▶ Given data:
======

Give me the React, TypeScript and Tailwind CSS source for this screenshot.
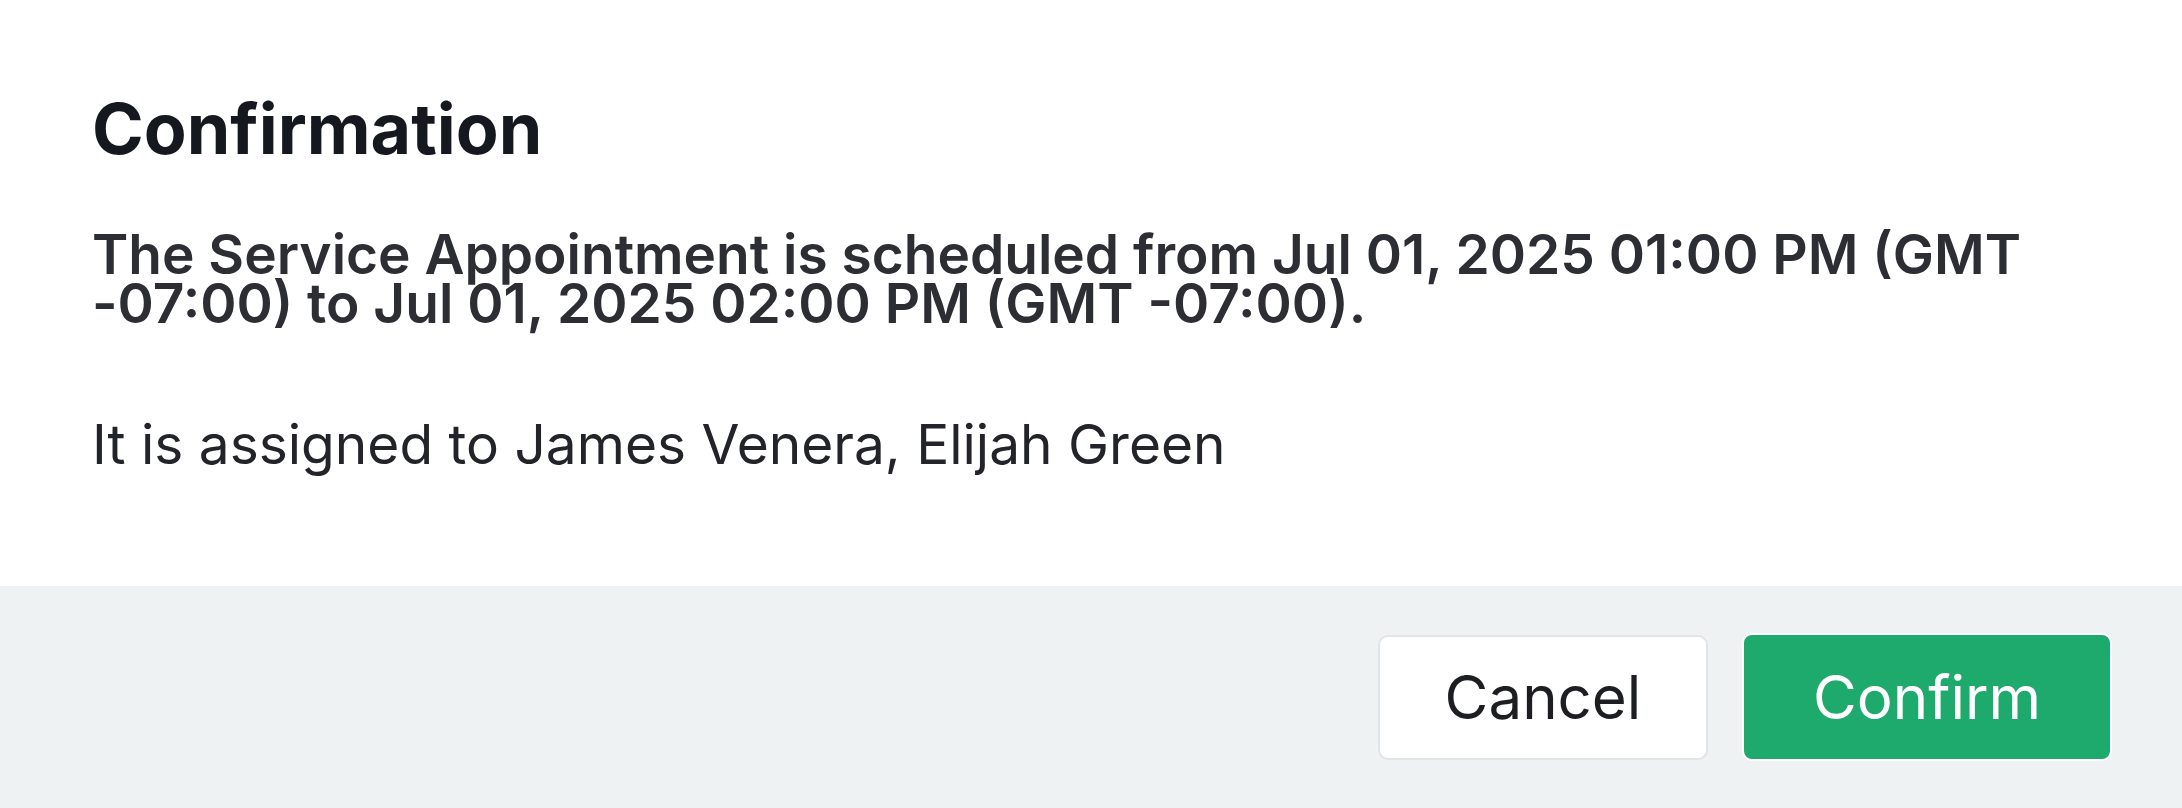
import React from "react";

export default function App() {
  return (
    <div className="h-[808px] w-full flex flex-col bg-white font-['Inter',sans-serif] overflow-hidden">
      <div className="flex-1 pl-[92px] pr-[40px] pt-[89px]">
        <h1 className="text-[70px] leading-[80px] font-bold text-[#15181e]">Confirmation</h1>
        <p className="mt-[61px] text-[55px] leading-[49px] font-semibold text-[#2c2e33]">
          The Service Appointment is scheduled from Jul 01, 2025 01:00 PM (GMT -07:00) to Jul 01, 2025 02:00 PM (GMT -07:00).
        </p>
        <p className="mt-[92px] text-[55px] leading-[49px] text-[#222429]">It is assigned to James Venera, Elijah Green</p>
      </div>
      <div className="h-[222px] bg-[#eef2f3] flex items-center justify-end gap-[34px] pr-[70px]">
        <button className="h-[125px] w-[330px] rounded-[10px] border-2 border-[#e1e4e6] bg-white text-[60px] text-[#1c1e22]">
          Cancel
        </button>
        <button className="h-[128px] w-[370px] rounded-[10px] border-2 border-white bg-[#1eaa6c] text-[60px] text-white">
          Confirm
        </button>
      </div>
    </div>
  );
}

======

▶ Task to carry out: Reproduce the material above in full, exactly, with no images.

▶ In response:
Give me the React, TypeScript and Tailwind CSS source for this screenshot.
import React from "react";

export default function App() {
  return (
    <div className="h-[808px] w-full flex flex-col bg-white font-['Inter',sans-serif] overflow-hidden">
      <div className="flex-1 pl-[92px] pr-[40px] pt-[89px]">
        <h1 className="text-[70px] leading-[80px] font-bold text-[#15181e]">Confirmation</h1>
        <p className="mt-[61px] text-[55px] leading-[49px] font-semibold text-[#2c2e33]">
          The Service Appointment is scheduled from Jul 01, 2025 01:00 PM (GMT -07:00) to Jul 01, 2025 02:00 PM (GMT -07:00).
        </p>
        <p className="mt-[92px] text-[55px] leading-[49px] text-[#222429]">It is assigned to James Venera, Elijah Green</p>
      </div>
      <div className="h-[222px] bg-[#eef2f3] flex items-center justify-end gap-[34px] pr-[70px]">
        <button className="h-[125px] w-[330px] rounded-[10px] border-2 border-[#e1e4e6] bg-white text-[60px] text-[#1c1e22]">
          Cancel
        </button>
        <button className="h-[128px] w-[370px] rounded-[10px] border-2 border-white bg-[#1eaa6c] text-[60px] text-white">
          Confirm
        </button>
      </div>
    </div>
  );
}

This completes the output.